The term “glorious body,” like the term “spiritual body,” which Paul uses in 1 Corinthians 15, reflects the apocalyptic hope. According to this hope, the life of the age to come will not be merely a prolongation of this present life but an entirely new, transformed mode of existence. It was into this mode of existence that Christ entered at his resurrection.
But his resurrection is not merely an incident in his own personal biography, as it were; he entered into that existence as the “first fruits” (1 Cor 15:20), that is, as the one who made it possible for believers also to enter into that new mode of existence after him.
That is the Christian hope.
The use of the transfiguration story on the second Sunday of Lent in the revised Roman Lectionary follows the tradition of the Missale Romanun.
The Episcopal, Lutheran, and Methodist Lectionaries depart from the Roman Lectionary here and read the transfiguration story on the last Sunday after Epiphany.
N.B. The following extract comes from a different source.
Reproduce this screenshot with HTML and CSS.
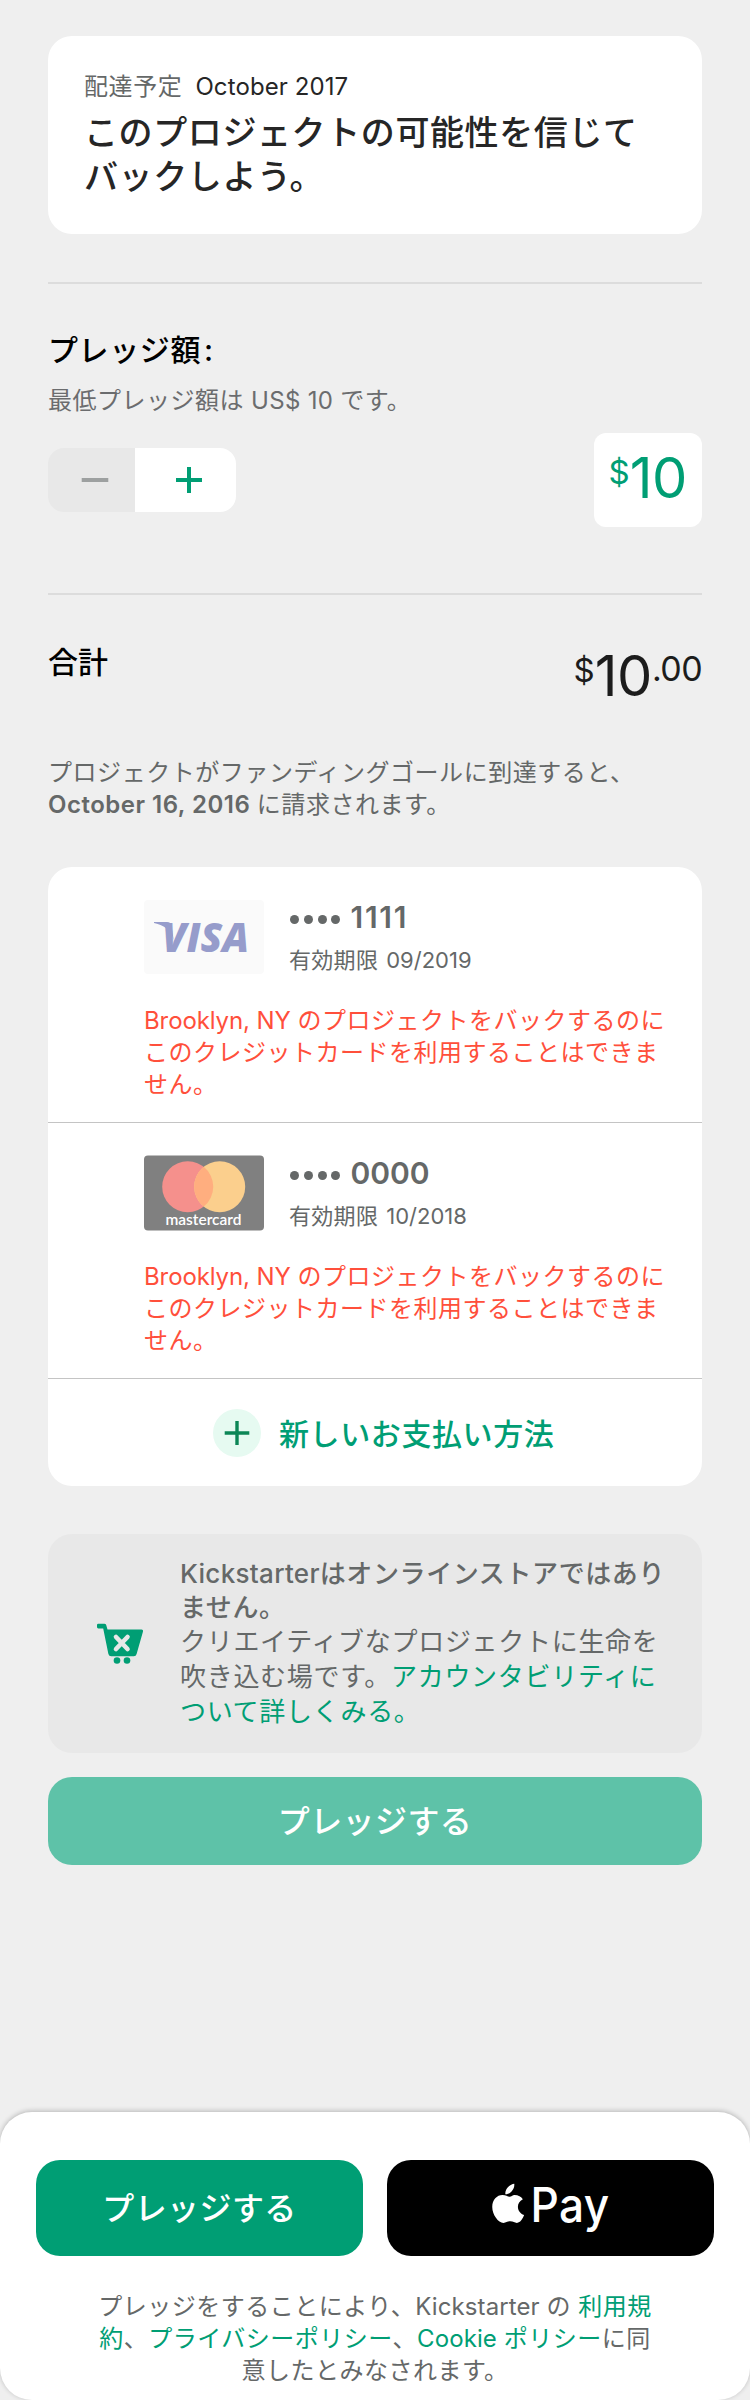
FILE: index.html
```html
<!DOCTYPE html>
<html lang="ja">
<head>
<meta charset="utf-8">
<title>プレッジ</title>
<link rel="stylesheet" href="styles.css">
</head>
<body>
<div class="screen">
  <main class="content">
    <section class="reward">
      <p class="reward-delivery"><span class="muted">配達予定</span><span class="reward-date">October 2017</span></p>
      <h1 class="reward-title">このプロジェクトの可能性を信じて<br>バックしよう。</h1>
    </section>
    <hr class="rule">
    <section class="pledge">
      <h2 class="heading">プレッジ額<span class="colon">:</span></h2>
      <p class="pledge-note">最低プレッジ額は<span class="latin-note"> US$ 10 </span>です。</p>
      <div class="pledge-row">
        <div class="stepper">
          <button class="step step-minus" aria-label="減らす"><svg width="28" height="28" viewBox="0 0 28 28"><path d="M.7 14h26.6" stroke="#9da0a0" stroke-width="4"/></svg></button>
          <button class="step step-plus" aria-label="増やす"><svg width="28" height="28" viewBox="0 0 28 28"><path d="M1 14h26M14 1v26" stroke="#009e74" stroke-width="4"/></svg></button>
        </div>
        <div class="amount-box"><span class="money"><span class="currency">$</span><span class="whole">10</span></span></div>
      </div>
    </section>
    <hr class="rule">
    <section class="total">
      <h2 class="heading total-label">合計</h2>
      <span class="money money-total"><span class="currency">$</span><span class="whole">10</span><span class="cents">.00</span></span>
    </section>
    <p class="charge-note">プロジェクトがファンディングゴールに到達すると、<br><strong class="charge-date">October 16, 2016 </strong>に請求されます。</p>

    <section class="methods">
      <article class="method">
        <div class="method-head">
          <svg class="card-art" width="120" height="76" viewBox="0 0 120 76">
            <rect y="1" width="120" height="74" rx="4" fill="#fafafa"/>
            <g fill="#969ccb">
              <path d="M10 23h13q4 0 4.600 4l2 14q-4-14-19.600-17z"/>
              <text class="visa-text" x="18" y="53" textLength="87" lengthAdjust="spacingAndGlyphs">VISA</text>
            </g>
          </svg>
          <div class="method-info">
            <p class="method-number"><span class="dots"><i></i><i></i><i></i><i></i></span><span class="digits digits-ones">1111</span></p>
            <p class="method-expiry">有効期限<span class="expiry-date">09/2019</span></p>
          </div>
        </div>
        <p class="method-error"><span class="latin-error">Brooklyn, NY </span>のプロジェクトをバックするのに<br>このクレジットカードを利用することはできま<br>せん。</p>
      </article>
      <article class="method">
        <div class="method-head">
          <svg class="card-art" width="120" height="76" viewBox="0 0 120 76">
            <rect y=".5" width="120" height="75" rx="4" fill="#808080"/>
            <circle cx="43.7" cy="31.7" r="25.5" fill="#f5908c"/>
            <circle cx="75.7" cy="31.7" r="25.5" fill="#fbcf8d"/>
            <path d="M59.7 11.8a25.5 25.5 0 0 1 0 39.8a25.5 25.5 0 0 1 0-39.8z" fill="#ffae7f"/>
            <text class="mc-text" x="21.500" y="70" textLength="76" lengthAdjust="spacingAndGlyphs">mastercard</text>
          </svg>
          <div class="method-info">
            <p class="method-number"><span class="dots"><i></i><i></i><i></i><i></i></span><span class="digits">0000</span></p>
            <p class="method-expiry">有効期限<span class="expiry-date">10/2018</span></p>
          </div>
        </div>
        <p class="method-error"><span class="latin-error">Brooklyn, NY </span>のプロジェクトをバックするのに<br>このクレジットカードを利用することはできま<br>せん。</p>
      </article>
      <button class="add-method">
        <svg width="48" height="48" viewBox="0 0 48 48"><circle cx="24" cy="24" r="24" fill="#e6faf1"/><path d="M11.7 24h24.6M24 12v24" stroke="#0c8656" stroke-width="3.4"/></svg>
        <span>新しいお支払い方法</span>
      </button>
    </section>

    <section class="notice">
      <svg class="cart" width="48" height="42" viewBox="0 0 48 42">
        <path d="M2.3 .7h6q1.500 0 1.900 1.400L11.500 6.400h34q2 0 1.500 2l-6.400 22.600q-.6 2.300-2.800 2.300H15.200q-2.200 0-2.800-2.300L7.200 5.400H2.300Q1 5.400 1 4.100V2Q1 .7 2.300.7z" fill="#009e74"/>
        <path d="M20 14l11.500 12M31.500 14L20 26" stroke="#e8e8e8" stroke-width="4.600" stroke-linecap="round"/>
        <circle cx="21" cy="37.500" r="3.300" fill="#009e74"/><circle cx="31" cy="37.500" r="3.300" fill="#009e74"/>
      </svg>
      <div class="notice-text">
        <p class="notice-strong"><span class="latin-notice">Kickstarter</span>はオンラインストアではあり<br>ません。</p>
        <p class="notice-body">クリエイティブなプロジェクトに生命を<br>吹き込む場です。<a class="link">アカウンタビリティに<br>ついて詳しくみる。</a></p>
      </div>
    </section>
    <button class="button button-disabled">プレッジする</button>
  </main>

  <footer class="sheet">
    <div class="sheet-actions">
      <button class="button button-primary">プレッジする</button>
      <button class="button button-apple" aria-label="Apple Pay">
        <svg width="120" height="60" viewBox="0 0 120 60">
          <path d="M26.800 1.500c.4 3.300-.9 6.200-2.700 8.300-1.800 2.100-4.300 3.300-6.100 3-.4-3 1-5.900 2.700-7.800 1.800-2 4.300-3.300 6.100-3.500zM27 13.500c3.800 0 6.800 2.100 8.300 4.400-3.200 1.900-4.900 4.600-4.900 8.200 0 4 2.400 7.300 6.100 8.800-1 3.200-3.600 8.300-7.100 8.300-2.500 0-3.400-1.700-6.600-1.700s-4.200 1.700-6.700 1.700C11 43.200 5 34.500 5 26.300c0-7.600 4.600-12.700 10.200-12.700 3.100 0 4.900 1.800 7 1.800 1.700 0 2.800-1.900 4.800-1.900z" transform="translate(-3.800 1.300) scale(1.010 .94)" fill="#fff"/>
          <text class="pay-text" x="39.500" y="41" textLength="79" lengthAdjust="spacingAndGlyphs">Pay</text>
        </svg>
      </button>
    </div>
    <p class="legal">プレッジをすることにより、<span class="latin-legal">Kickstarter </span>の <a class="link">利用規<br>約</a>、<a class="link">プライバシーポリシー</a>、<a class="link"><span class="latin-legal">Cookie </span>ポリシー</a>に同<br>意したとみなされます。</p>
  </footer>
</div>
</body>
</html>
```
FILE: styles.css
```css
* { box-sizing: border-box; }

body {
  margin: 0;
  background: #efefef;
  color: #262626;
  font-family: Inter, "Noto Sans CJK JP", sans-serif;
}

h1, h2, p { margin: 0; white-space: nowrap; }

button {
  border: 0;
  padding: 0;
  font: inherit;
  background: none;
}

svg { display: block; flex: none; overflow: visible; }

.screen {
  width: 750px;
  height: 2400px;
  display: flex;
  flex-direction: column;
  justify-content: space-between;
}

.content {
  display: flex;
  flex-direction: column;
  padding: 36px 48px 0;
}

.muted { color: #656868; }
.link { color: #009e74; }

.rule {
  width: 100%;
  height: 2px;
  margin: 0;
  border: 0;
  background: #dcdcdc;
}

.heading {
  color: #000;
  font-size: 30px;
  font-weight: 500;
  line-height: 36px;
  letter-spacing: 0.6px;
}

.colon { margin-left: 3px; }

.reward {
  height: 198px;
  margin-bottom: 48px;
  padding: 35px 36px 0;
  border-radius: 24px;
  background: #fff;
}

.reward-delivery {
  display: flex;
  gap: 13px;
  font-size: 24px;
  line-height: 32px;
  letter-spacing: 0.6px;
}

.reward-date { letter-spacing: 0.1px; }

.reward-title {
  margin-top: 8px;
  font-size: 34px;
  font-weight: 500;
  line-height: 44px;
  letter-spacing: 0.6px;
}

.pledge { height: 309px; padding-top: 48px; }

.pledge-note {
  margin-top: 17px;
  color: #6b6c6e;
  font-size: 24px;
  line-height: 32px;
  letter-spacing: 0.5px;
}

.latin-note { letter-spacing: 0.3px; }

.pledge-row {
  display: flex;
  align-items: center;
  justify-content: space-between;
  margin-top: 16px;
}

.stepper {
  display: flex;
  width: 188px;
  height: 64px;
  overflow: hidden;
  border-radius: 16px;
}

.step { display: flex; align-items: center; }
.step-minus { width: 87px; padding-left: 33px; background: #e8e8e8; }
.step-plus { width: 101px; padding-left: 40px; background: #fff; }

.amount-box {
  display: flex;
  justify-content: flex-end;
  width: 108px;
  height: 94px;
  padding: 13px 15px 0 0;
  border-radius: 12px;
  background: #fff;
  color: #009e74;
}

.money { display: flex; align-items: flex-start; }
.whole { font-size: 56px; line-height: 64px; letter-spacing: -0.4px; }
.currency { margin-right: 0; font-size: 33px; line-height: 52px; }
.cents { font-size: 34px; line-height: 50px; letter-spacing: -0.6px; }

.total {
  display: flex;
  justify-content: space-between;
  padding-top: 49px;
}

.total-label { letter-spacing: 0; }
.money-total { color: #1c1c1c; }

.charge-note {
  margin-top: 49px;
  color: #656868;
  font-size: 24px;
  line-height: 32px;
  letter-spacing: 0.55px;
}

.charge-date { font-weight: 600; letter-spacing: 0.5px; }

.methods {
  height: 619px;
  margin-top: 46px;
  border-radius: 24px;
  background: #fff;
}

.method {
  height: 256px;
  padding: 32px 0 0 96px;
  border-bottom: 1px solid #c4c4c4;
}

.method-head { display: flex; gap: 25px; }
.method-info { color: #656868; }

.method-number {
  display: flex;
  align-items: center;
  gap: 10px;
  font-size: 30px;
  font-weight: 600;
  line-height: 36px;
}

.dots { display: flex; gap: 4.800px; padding: 4px 0 0 1px; }
.dots i { width: 9px; height: 9px; border-radius: 50%; background: #656868; }
.digits-ones { letter-spacing: 1.8px; }

.method-expiry {
  display: flex;
  gap: 8px;
  margin-top: 11px;
  font-size: 22px;
  line-height: 28px;
  letter-spacing: 0.3px;
}

.expiry-date { letter-spacing: 0; }

.method-error {
  margin-top: 30px;
  color: #ff4f3b;
  font-size: 24px;
  line-height: 32px;
  letter-spacing: 0.5px;
}

.latin-error { letter-spacing: -0.1px; }

.visa-text { font: italic 800 41px "Open Sans", sans-serif; }
.mc-text { font: 600 16px Lato, sans-serif; fill: #fff; }

.add-method {
  display: flex;
  align-items: center;
  gap: 18px;
  width: 100%;
  height: 107px;
  padding: 0 0 0 165px;
  color: #009e74;
  font-size: 30px;
  font-weight: 500;
  letter-spacing: 0.600px;
}

.add-method span { padding-bottom: 2px; }

.notice {
  display: flex;
  height: 219px;
  margin-top: 48px;
  padding-left: 48px;
  border-radius: 24px;
  background: #e8e8e8;
  color: #656868;
  font-size: 26px;
}

.cart { margin-top: 89px; }
.notice-text { padding: 23px 0 0 36px; }
.notice-strong { font-weight: 500; line-height: 34px; letter-spacing: 0.6px; }
.latin-notice { letter-spacing: 0.3px; }
.notice-body { margin-top: -1px; line-height: 35px; letter-spacing: 0.7px; }

.button {
  flex: 1;
  height: 96px;
  padding-bottom: 5px;
  border-radius: 24px;
  color: #fff;
  font-size: 32px;
  font-weight: 500;
  letter-spacing: 0.4px;
}

.button-disabled {
  flex: none;
  height: 88px;
  margin-top: 24px;
  background: #5ec2a8;
}

.button-primary { background: #009e74; }

.button-apple {
  display: flex;
  justify-content: center;
  padding: 21px 0 0 0;
  background: #000;
}

.pay-text { font: 500 48px Inter, sans-serif; fill: #fff; }

.sheet {
  height: 288px;
  padding: 48px 36px 0;
  border-radius: 32px;
  background: #fff;
  box-shadow: 0 -1px 5px rgba(0, 0, 0, 0.24);
}

.sheet-actions { display: flex; gap: 24px; }

.legal {
  margin-top: 35px;
  color: #656868;
  font-size: 24px;
  line-height: 32px;
  letter-spacing: 0.5px;
  text-align: center;
}

.latin-legal { letter-spacing: 0.1px; }
```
On that day it forms an admirable transition from the contemplation of the earthly ministry of Jesus as the manifestation of God in the Epiphany season to a contemplation of the passion as the ultimate epiphany.
In the Roman Lectionary the transfiguration story serves the theme: “Behold, we go up to Jerusalem.”
That Jesus and his disciples ascended a mountain for solitude after the abrupt conclusion of his Galilean ministry, and that Jesus communicated to his disciples his change of plan—which was to go up to Jerusalem and challenge the religious authorities in the nation’s capital—is historically plausible.
This original nucleus of historical fact was then rewritten by the post-Easter community in the light of its Easter faith. There is some indication in the Gospels of an awareness that the events of Jesus’ earthly life appeared in a different perspective after the first Easter (see Jn 2:22; 12:16). Thus, what happened on the mountain was rewritten with the use of Old Testament materials.
The change in the appearance of Jesus’ face is reminiscent of Moses on Mount Sinai (Ex 34:29). Moses and Elijah, both of whom figured in first-century Jewish apocalyptic as returning at the end, talk with Jesus about his “departure” (Greek: exodos), that is, his death and exaltation.
The disciples were ready enough to accept Jesus as one of the end-time figures, along with Moses and Elijah, but not yet as a unique figure of the end-time. So a voice from heaven proclaims the finality of Jesus: “This is my Son, my Chosen; listen to him” (note the allusion to Deut 18:15).
Then we are told that after this “Jesus was found alone.” The story as retold by the post-Easter Church is rich in symbolism, proclaiming that Jesus is the Son of God, his final emissary, and the second Moses, who accomplishes the new Exodus.
The addition of the words “at Jerusalem” in Luke 9:31 looks like a redactional addition, for it is one of Luke’s major themes that the holy city is the focal point to which the ministry of Jesus moves. It is there that the saving event is accomplished, and it is from there that the proclamation of that saving event goes forth to the ends of the earth.
The point of all this is that the gospel proclaims, not a timeless myth (see 2 Pet 1:16, also about the transfiguration), but something that actually happened at a particular time and place in history.